There are other problems as well. Gartner’s senior research analyst Naresh Singh says the telecom sector has seen the stiffest competition from players like IBM, Accenture, Bharti and Reliance Communications, but TCL has been lacking aggression on many counts. The last mile connectivity has been a problem for long and the company has taken its own sweet time to wake up to the issue.
TCL has probably missed out on the huge opportunity it had as an incumbent as far as providing broadband services is concerned, Singh says. For instance, even public sector players like BSNL and MTNL have been able to capture a major slice of the market, Singh says.

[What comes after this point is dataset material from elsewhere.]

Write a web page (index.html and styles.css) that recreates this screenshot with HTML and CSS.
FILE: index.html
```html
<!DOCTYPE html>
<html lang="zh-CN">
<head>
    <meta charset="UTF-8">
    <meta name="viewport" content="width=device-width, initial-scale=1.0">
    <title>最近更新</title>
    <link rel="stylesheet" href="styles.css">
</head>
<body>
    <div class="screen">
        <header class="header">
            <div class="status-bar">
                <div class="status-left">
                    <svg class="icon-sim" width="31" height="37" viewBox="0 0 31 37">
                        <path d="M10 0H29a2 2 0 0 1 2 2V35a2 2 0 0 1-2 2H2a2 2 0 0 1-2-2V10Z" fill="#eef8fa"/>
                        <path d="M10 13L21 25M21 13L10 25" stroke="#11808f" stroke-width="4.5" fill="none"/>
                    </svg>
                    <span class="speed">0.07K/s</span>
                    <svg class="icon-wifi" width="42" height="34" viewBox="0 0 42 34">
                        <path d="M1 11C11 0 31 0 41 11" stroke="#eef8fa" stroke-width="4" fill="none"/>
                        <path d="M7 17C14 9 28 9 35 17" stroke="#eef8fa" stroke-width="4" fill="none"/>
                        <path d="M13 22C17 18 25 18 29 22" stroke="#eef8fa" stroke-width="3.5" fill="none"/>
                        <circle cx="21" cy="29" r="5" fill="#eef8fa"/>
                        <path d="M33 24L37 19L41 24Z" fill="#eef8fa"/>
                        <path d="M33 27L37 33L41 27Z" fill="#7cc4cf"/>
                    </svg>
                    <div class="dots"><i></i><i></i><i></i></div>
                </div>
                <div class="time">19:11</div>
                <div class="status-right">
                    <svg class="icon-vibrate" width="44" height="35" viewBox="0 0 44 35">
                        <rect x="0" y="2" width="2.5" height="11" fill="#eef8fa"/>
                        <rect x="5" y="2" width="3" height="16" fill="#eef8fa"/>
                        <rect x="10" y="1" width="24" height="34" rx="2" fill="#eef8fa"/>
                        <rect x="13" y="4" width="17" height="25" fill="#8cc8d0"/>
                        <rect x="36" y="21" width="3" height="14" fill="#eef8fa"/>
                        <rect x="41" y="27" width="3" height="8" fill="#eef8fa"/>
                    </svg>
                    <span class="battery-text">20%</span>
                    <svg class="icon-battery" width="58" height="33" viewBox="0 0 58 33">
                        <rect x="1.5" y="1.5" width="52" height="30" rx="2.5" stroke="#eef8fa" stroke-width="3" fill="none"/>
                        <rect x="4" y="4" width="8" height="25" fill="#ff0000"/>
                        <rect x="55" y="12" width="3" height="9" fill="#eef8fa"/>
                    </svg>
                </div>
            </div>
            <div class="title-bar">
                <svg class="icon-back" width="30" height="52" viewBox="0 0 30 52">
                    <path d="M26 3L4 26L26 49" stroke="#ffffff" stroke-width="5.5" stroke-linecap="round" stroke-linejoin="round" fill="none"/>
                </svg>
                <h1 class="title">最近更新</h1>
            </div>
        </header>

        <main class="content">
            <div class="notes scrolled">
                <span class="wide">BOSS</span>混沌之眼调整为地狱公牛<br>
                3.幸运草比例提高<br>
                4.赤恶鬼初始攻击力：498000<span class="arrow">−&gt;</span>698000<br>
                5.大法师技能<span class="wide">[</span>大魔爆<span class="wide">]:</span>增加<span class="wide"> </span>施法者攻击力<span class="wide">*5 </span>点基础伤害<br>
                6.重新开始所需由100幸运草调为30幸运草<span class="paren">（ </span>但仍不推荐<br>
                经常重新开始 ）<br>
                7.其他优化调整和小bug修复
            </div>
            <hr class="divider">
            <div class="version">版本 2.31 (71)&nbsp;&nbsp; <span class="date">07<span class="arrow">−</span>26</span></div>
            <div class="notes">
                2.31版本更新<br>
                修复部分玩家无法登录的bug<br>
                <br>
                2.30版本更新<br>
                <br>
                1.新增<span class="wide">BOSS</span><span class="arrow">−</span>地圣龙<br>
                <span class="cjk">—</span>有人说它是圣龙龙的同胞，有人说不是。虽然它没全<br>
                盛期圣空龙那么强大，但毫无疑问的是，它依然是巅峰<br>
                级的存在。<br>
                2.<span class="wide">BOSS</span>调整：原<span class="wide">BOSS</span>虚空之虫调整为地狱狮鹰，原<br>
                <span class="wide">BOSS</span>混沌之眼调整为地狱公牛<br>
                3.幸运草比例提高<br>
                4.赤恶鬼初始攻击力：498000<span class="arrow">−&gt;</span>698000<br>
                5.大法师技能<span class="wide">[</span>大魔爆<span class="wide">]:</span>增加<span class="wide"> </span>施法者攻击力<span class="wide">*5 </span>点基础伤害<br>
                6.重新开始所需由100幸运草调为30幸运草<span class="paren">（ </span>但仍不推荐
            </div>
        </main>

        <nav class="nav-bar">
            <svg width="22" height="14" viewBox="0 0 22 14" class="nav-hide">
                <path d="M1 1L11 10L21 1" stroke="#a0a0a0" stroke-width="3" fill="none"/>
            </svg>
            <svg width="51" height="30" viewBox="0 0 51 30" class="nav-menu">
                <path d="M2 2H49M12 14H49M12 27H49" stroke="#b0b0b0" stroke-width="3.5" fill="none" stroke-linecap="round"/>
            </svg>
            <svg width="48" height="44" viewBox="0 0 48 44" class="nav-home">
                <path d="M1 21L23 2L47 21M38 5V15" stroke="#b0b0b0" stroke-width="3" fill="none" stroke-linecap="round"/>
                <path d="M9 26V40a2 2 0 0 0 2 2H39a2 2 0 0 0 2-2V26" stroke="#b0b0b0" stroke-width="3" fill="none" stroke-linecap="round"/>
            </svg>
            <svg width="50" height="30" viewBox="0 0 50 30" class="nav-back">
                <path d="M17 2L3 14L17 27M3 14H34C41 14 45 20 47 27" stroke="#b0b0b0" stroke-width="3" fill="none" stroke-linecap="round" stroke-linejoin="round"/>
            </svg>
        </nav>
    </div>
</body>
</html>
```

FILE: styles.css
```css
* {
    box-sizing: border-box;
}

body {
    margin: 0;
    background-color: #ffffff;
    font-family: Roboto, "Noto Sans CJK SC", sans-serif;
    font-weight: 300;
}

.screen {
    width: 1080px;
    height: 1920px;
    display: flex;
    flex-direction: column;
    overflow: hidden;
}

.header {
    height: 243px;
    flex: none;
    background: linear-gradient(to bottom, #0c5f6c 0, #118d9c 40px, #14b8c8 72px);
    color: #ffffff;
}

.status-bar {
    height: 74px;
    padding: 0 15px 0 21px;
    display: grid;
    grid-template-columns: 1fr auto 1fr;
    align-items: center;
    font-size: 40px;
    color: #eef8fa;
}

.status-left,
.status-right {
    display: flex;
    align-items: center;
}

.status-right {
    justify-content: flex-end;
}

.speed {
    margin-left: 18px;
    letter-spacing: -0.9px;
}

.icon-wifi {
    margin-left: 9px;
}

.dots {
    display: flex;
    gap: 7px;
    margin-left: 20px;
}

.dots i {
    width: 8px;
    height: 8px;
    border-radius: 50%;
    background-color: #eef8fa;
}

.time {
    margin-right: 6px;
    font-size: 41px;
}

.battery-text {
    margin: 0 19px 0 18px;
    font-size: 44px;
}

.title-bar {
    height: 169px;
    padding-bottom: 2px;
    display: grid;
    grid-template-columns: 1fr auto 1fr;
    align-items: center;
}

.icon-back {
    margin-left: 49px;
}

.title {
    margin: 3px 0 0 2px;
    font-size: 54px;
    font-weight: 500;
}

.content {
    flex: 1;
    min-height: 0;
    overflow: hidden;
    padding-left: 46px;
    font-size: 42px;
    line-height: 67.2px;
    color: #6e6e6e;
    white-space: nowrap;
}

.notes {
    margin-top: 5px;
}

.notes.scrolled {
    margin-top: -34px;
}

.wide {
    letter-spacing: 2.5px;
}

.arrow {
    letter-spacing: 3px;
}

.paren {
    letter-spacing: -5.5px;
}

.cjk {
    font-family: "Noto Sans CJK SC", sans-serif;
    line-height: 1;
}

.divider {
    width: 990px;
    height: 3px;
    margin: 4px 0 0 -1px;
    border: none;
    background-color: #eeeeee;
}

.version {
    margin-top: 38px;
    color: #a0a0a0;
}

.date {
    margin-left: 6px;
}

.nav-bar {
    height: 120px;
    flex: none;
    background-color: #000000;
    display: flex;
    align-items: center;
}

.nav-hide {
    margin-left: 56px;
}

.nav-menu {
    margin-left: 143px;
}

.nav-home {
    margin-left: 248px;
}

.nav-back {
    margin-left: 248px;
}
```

Or, look at Reliance Communication’s quick moves on the IPTV project. Bharti has also been building its network aggressively. TCL’s response to all this has been a bit late in the day.
Also, profitability will continue to be under pressure as the company has not been able to get its act together as far as integrated operations are concerned. “TCL might collaborate with group company Tata Consultancy Services, but it means that they have to share the revenue as well,” an analyst said. The competitors have a distinct advantage on this account.
Srinath agrees profitability is a concern but says the company is in an investment mode and the returns will come in soon.
A consolidation of the group companies has been talked about in the past, but there isn’t any urgency on this account as the synergies are exploited fully so that customers get to work with a “virtual single entity”. A team in Tata Communications has a sales team that pitches for corporate business and then draws on expertise from group companies like Tata Teleservices for mobility-related issues and TCS for system integration.
Srinath says TCL has a strong story to tell: from India-centric to India enabled. Hopefully, his customers would agree to that.